Algebra 2 please help!
Part 1: Is the following equation true? (2 points)

Part 2: Use complete sentences to explain the properties used in making your decision. (6 points)

4 log 3 x + one–half log 3 y – 2 log 3 z = log 3 x to the fourth power times square root of y all over z–squared.

Answer 1

The rules are as follows: \[\log _{a}(x \times y)=\log _{a}(x) + \log _{a}(y)\]AND\[\log _{a}(x)-\log _{a}(y)=\log _{a}\frac{ x }{ y }\]So let's see what we can do with that.

Answer 2

I really don't understand how to apply this I've been looking at the rules but I don't udneratand

Answer 3

\[\Large\rm 4\log_3 x + \frac{1}{2}\log_3 y – 2\log_3 z = \log_3 \left(\frac{x^4\sqrt y}{z^2}\right)\]This is what we're trying to determine, yes?
Did I type that correctly?

Answer 4

Ok, there's another one that deals with exponents, too. Then we will work on solving it.\[\log _{a}(x)^{p}=p \times \log _{a}(x)\]So let's go through this one thing at a time, if we can.

Answer 5

yes @zepdrix

Answer 6

The 4 is out front because, according to our rules, it was x's exponent. So the first part is \[\log _{3}(x)^{4}\]

Answer 7

The 1/2 in front of the second term was at one time\[\log _{3}(y)^{\frac{ 1 }{ 2 }}\]which is also \[\log _{3}(\sqrt{y})\]

Answer 8

So far we have\[\log _{3}x ^{4}+\log _{3}\sqrt{y}\]The addition sign in between them tells us that to simplify they are to be multiplied so\[\log _{3}(x \times \sqrt{y})\]

Answer 9

Oops that's

Answer 10

\[\log _{3}(x ^{4}\times \sqrt{y})\]

Answer 11

Now to deal with the 2 log base 3 of z...the 2 was once an exponent, according to our rules.

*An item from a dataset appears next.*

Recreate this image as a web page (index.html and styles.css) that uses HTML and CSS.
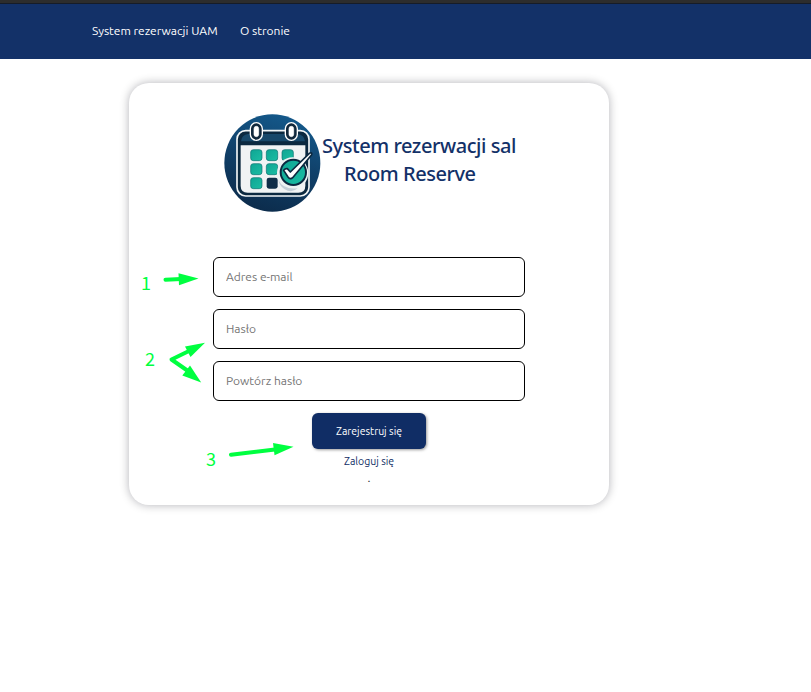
FILE: index.html
```html
<!DOCTYPE html>
<html lang="pl">
<head>
<meta charset="utf-8">
<title>System rezerwacji sal</title>
<link rel="stylesheet" href="styles.css">
</head>
<body>
<header class="navbar">
  <a class="nav-link brand">System rezerwacji UAM</a>
  <a class="nav-link about">O stronie</a>
</header>
<main class="card">
  <div class="logo">
    <svg class="logo-mark" viewBox="27 27 291 294">
      <defs>
        <linearGradient id="sky" x1=".7" y1="0" x2=".4" y2="1"><stop offset="0" stop-color="#145a8c"/><stop offset=".5" stop-color="#104069"/><stop offset="1" stop-color="#0c2c4c"/></linearGradient>
        <linearGradient id="teal" x1="0" y1="0" x2="1" y2="1"><stop offset="0" stop-color="#0fa594"/><stop offset="1" stop-color="#1bbda3"/></linearGradient>
      </defs>
      <ellipse cx="172" cy="174" rx="144" ry="146" fill="url(#sky)"/>
      <rect x="66" y="77" width="216" height="196" rx="26" fill="#0b2940" stroke="#f1f5f6" stroke-width="5"/>
      <path d="M78 109Q80 89 99 87H247Q268 89 270 109Z" fill="#17486a"/>
      <path d="M77 121H271V242Q271 263 250 263H98Q77 263 77 242Z" fill="#f0f3f4"/>
      <g fill="url(#teal)" stroke="#0b6f70" stroke-width="2">
        <rect x="107" y="134" width="34" height="33" rx="8"/><rect x="154" y="134" width="34" height="33" rx="8"/><rect x="201" y="134" width="34" height="33" rx="8"/>
        <rect x="107" y="176" width="34" height="33" rx="8"/><rect x="154" y="176" width="34" height="33" rx="8"/>
        <rect x="107" y="218" width="34" height="33" rx="8"/>
      </g>
      <rect x="155" y="218" width="33" height="33" rx="7" fill="#102e49"/>
      <g stroke="#fff">
        <rect x="106" y="53" width="36" height="53" rx="18" fill="#10283c" stroke-width="4"/><rect x="211" y="53" width="36" height="53" rx="18" fill="#10283c" stroke-width="4"/>
        <rect x="117" y="64" width="14" height="31" rx="7" fill="#fff" stroke-width="2"/><rect x="222" y="64" width="14" height="31" rx="7" fill="#fff" stroke-width="2"/>
      </g>
      <circle cx="233" cy="204" r="47" fill="#eef2f3"/>
      <path d="M190 225Q205 255 248 250Q230 266 208 252Q194 244 190 225Z" fill="#c4cfd8"/>
      <circle cx="235" cy="202" r="38" fill="url(#teal)" stroke="#0b2940" stroke-width="6"/>
      <path d="M206 196Q211 190 217 191L226 201L283 145Q292 141 290 149L233 218Q226 225 219 216Z" fill="#fff" stroke="#0b2940" stroke-width="5" stroke-linejoin="round"/>
    </svg>
    <h1 class="logo-text"><span class="line-one">System rezerwacji sal</span><span class="line-two">Room Reserve</span></h1>
  </div>
  <form class="form">
    <input class="field email" type="email" placeholder="Adres e-mail">
    <input class="field pass" type="password" placeholder="Hasło">
    <input class="field repeat" type="password" placeholder="Powtórz hasło">
    <button class="submit" type="button">Zarejestruj się</button>
    <a class="login">Zaloguj się</a>
    <span class="dot">.</span>
  </form>
</main>
<svg class="arrows" viewBox="0 0 811 692">
  <g stroke="#00ff40" stroke-width="4" stroke-linecap="round" fill="none">
    <path d="M165.500 279.700L181 279"/>
    <path d="M190 350.500L171.500 359.500L188 371" stroke-linejoin="round"/>
    <path d="M231 454.700L275 449.500"/>
  </g>
  <g fill="#00ff40">
    <path d="M178.500 273.200L198.500 278.500L179 285.200Z"/>
    <path d="M185 346.500L205 342.800L190.500 357Z"/>
    <path d="M190 365.500L201.200 382.500L182.300 375.500Z"/>
    <path d="M273 443L293.500 446.700L274.500 455.200Z"/>
  </g>
</svg>
<span class="note one">1</span>
<span class="note two">2</span>
<span class="note three">3</span>
</body>
</html>
```
FILE: styles.css
```css
* { box-sizing: border-box; }
body {
  margin: 0;
  height: 692px;
  overflow: hidden;
  background: #fff;
  font-family: Ubuntu, "Noto Sans", sans-serif;
  position: relative;
}
.navbar {
  height: 59px;
  border-top: 3px solid #2d2d2d;
  box-shadow: inset 0 1px #161c28;
  background: #133168;
  display: flex;
  align-items: center;
  gap: 22px;
  padding-left: 92px;
}
.nav-link {
  color: #fff;
  font-size: 12px;
  line-height: 18px;
  white-space: nowrap;
}
.brand { width: 126px; }
.card {
  width: 480px;
  height: 422px;
  margin: 24px 0 0 129px;
  padding-top: 31px;
  border-radius: 20px;
  background: #fff;
  box-shadow: 0 0 10px rgba(0, 0, 20, .3);
}
.logo {
  display: flex;
  height: 98px;
  padding-left: 95px;
}
.logo-mark { width: 97px; height: 98px; flex: none; }
.logo-text {
  margin: 18px 0 0 1px;
  width: 195px;
  color: #133168;
  font: 500 20px/28px "Noto Sans", sans-serif;
  letter-spacing: -0.45px;
}
.logo-text span { display: block; white-space: nowrap; }
.line-two { padding-left: 22px; }
.form {
  width: 312px;
  margin: 45px auto 0;
  display: flex;
  flex-direction: column;
  align-items: center;
}
.field {
  width: 312px;
  height: 40px;
  margin: 0 0 12px;
  padding: 0 12px 2px;
  border: 1px solid #000;
  border-radius: 6px;
  background: #fff;
  font: 12px/18px Ubuntu, "Noto Sans", sans-serif;
}
.field::placeholder { color: #757575; opacity: 1; }
.submit {
  width: 114px;
  height: 36px;
  padding: 0;
  border: 0;
  border-radius: 6px;
  background: #102d65;
  box-shadow: 1px 1px 3px rgba(0, 0, 0, .4);
  color: #fff;
  font: 10.5px/16px Ubuntu, "Noto Sans", sans-serif;
}
.login {
  margin-top: 4px;
  color: #102d65;
  font-size: 10.5px;
  line-height: 16px;
}
.dot { color: #333; font-size: 12px; line-height: 18px; }
.arrows { position: absolute; left: 0; top: 0; width: 811px; height: 692px; pointer-events: none; }
.note { position: absolute; color: #00ff40; font: 400 18px/24px "Noto Sans CJK JP", sans-serif; }
.one { left: 141px; top: 270px; }
.two { left: 145px; top: 346px; }
.three { left: 206px; top: 446px; }
```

So put it back there such that\[\log _{3}z ^{2}\]

Answer 12

Now we are ready to finish it off. The subtraction sign in between tells us that this is the denominator of a fraction. So the whole thing is, according to our rules of logs with the same base, is\[\frac{ \log _{3}(x ^{4}\times \sqrt{y}) }{ \log _{3}z ^{2} }\]

Answer 13

what about the other two terms?

Answer 14

do you do nothing with them?

Answer 15

I mean the last one sorry

Answer 16

@IMStuck @zepdrix I really need hep finishing this please help

Answer 17

whut? :U

Answer 18

can you please help finish off where he left ?

Answer 19

I don't see where you left off..
around here?\[\Large\rm \log_3\left(x^4 \sqrt{y}\right) – 2\log_3 z = \log_3 \left(\frac{x^4\sqrt y}{z^2}\right)\]

Answer 20

\[\Large\rm \log_3\left(x^4 \sqrt{y}\right) – \log_3 z^2 = \log_3 \left(\frac{x^4\sqrt y}{z^2}\right)\]

Answer 21

no he last equation he put in
log v3 (x^4 x sqrt y)/log v3 z^2

Answer 22

\[\Large\rm \log_3\left(\frac{x^4 \sqrt{y}}{z^2}\right)= \log_3 \left(\frac{x^4\sqrt y}{z^2}\right)\]Here....?
Then the problem is finished.
See how you've shown that both sides are the same?

Answer 23

how did you get that?

Answer 24

I don't know why he wrote log_3 z^2 in the bottom, that must've been a typo.

Answer 25

This is our log rule:\[\Large\rm \color{royalblue}{\log(a)-\log(b)=\log\left(\frac{a}{b}\right)}\]Not this:\[\Large\rm \color{red}{\log(a)-\log(b)\ne\frac{\log(a)}{\log(b)}}\]

Answer 26

Maybe color will help with the rule, hold on one sec :d

Answer 27

\[\Large\rm \log_3\left(\color{orangered}{a}\right)-\log_3\left(\color{royalblue}{b}\right)=\log_3\left(\frac{\color{orangered}{a}}{\color{royalblue}{b}}\right)\]Applying this to our problem:\[\Large\rm \log_3\left(\color{orangered}{x^4 \sqrt y}\right)-\log_3\left(\color{royalblue}{z^2}\right)=\log_3\left(\frac{\color{orangered}{x^4 \sqrt y}}{\color{royalblue}{z^2}}\right)\]Understand how the rule gets applied?

Answer 28

why is a x4 sqrt 7 and why is b z2

Answer 29

Because the subtraction is in front of the b term.

Answer 30

The one that has the subtraction is the one that ends up in the denominator.

Answer 31

okay i kind of get it lol thank you!

Answer 32

c:
math is fun! don't give up!! lol

Answer 33

a bit late lol

Answer 34

haha XD

Answer 35

I m so sorry......my computer totally crashed! Im glad you got the help you needed to finish, though. Did not mean to leave you hanging there!